Exercise objective:
Answer with one number: how many lines hold "TypeScript".

Dataset extract:
---*---

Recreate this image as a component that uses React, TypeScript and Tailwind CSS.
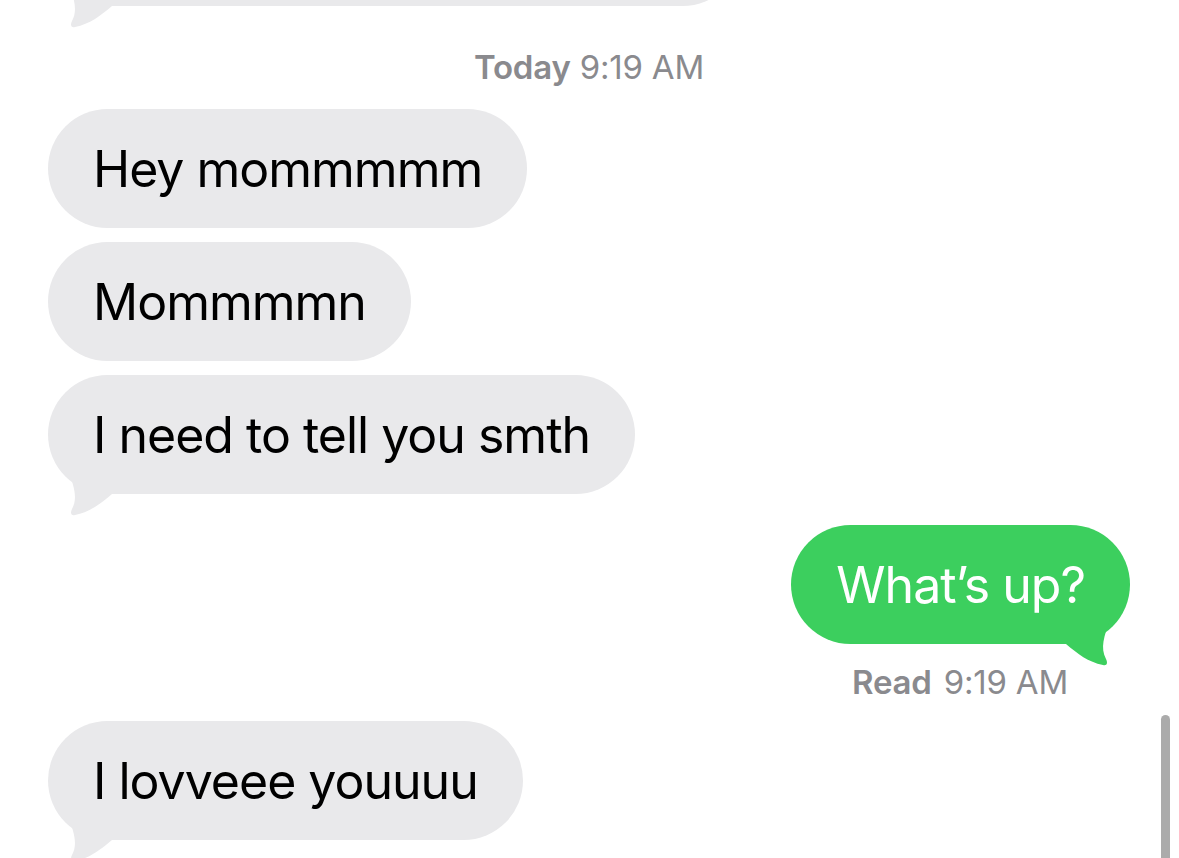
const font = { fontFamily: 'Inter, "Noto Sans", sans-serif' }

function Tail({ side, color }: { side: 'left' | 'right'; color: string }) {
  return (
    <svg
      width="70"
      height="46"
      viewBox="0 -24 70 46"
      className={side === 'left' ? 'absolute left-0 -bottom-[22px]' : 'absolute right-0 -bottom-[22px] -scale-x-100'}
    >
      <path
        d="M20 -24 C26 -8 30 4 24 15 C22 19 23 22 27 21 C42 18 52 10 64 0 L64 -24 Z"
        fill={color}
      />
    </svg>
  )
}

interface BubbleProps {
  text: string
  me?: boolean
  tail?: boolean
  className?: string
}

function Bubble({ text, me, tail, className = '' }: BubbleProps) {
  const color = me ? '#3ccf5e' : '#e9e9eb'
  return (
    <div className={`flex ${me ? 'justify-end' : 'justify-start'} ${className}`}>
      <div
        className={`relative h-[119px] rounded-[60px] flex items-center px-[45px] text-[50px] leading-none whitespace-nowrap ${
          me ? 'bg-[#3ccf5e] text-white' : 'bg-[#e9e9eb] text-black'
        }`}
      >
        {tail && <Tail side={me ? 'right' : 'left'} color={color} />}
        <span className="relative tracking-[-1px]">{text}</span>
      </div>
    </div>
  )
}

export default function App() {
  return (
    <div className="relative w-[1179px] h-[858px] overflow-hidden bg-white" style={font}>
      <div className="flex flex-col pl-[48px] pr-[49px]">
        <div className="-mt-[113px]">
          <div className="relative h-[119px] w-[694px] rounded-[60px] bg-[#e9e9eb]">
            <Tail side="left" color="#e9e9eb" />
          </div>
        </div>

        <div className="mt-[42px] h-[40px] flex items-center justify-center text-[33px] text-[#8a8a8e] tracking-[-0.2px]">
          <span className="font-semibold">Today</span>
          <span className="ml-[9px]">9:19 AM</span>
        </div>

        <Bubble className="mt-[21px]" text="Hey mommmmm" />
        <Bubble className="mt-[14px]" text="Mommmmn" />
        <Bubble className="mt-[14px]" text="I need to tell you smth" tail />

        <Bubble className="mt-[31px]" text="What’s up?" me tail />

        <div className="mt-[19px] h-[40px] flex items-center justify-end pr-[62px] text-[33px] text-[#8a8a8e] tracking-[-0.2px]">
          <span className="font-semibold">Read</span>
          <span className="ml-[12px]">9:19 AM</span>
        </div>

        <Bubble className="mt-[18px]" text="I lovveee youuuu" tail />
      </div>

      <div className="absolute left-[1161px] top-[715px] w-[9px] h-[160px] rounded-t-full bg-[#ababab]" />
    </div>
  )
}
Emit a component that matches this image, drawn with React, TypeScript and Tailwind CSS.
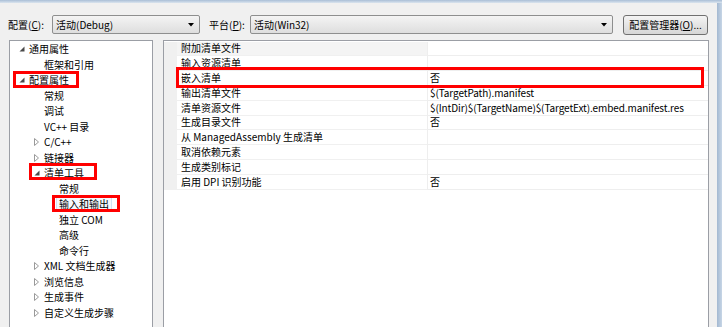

---*---

Response:
2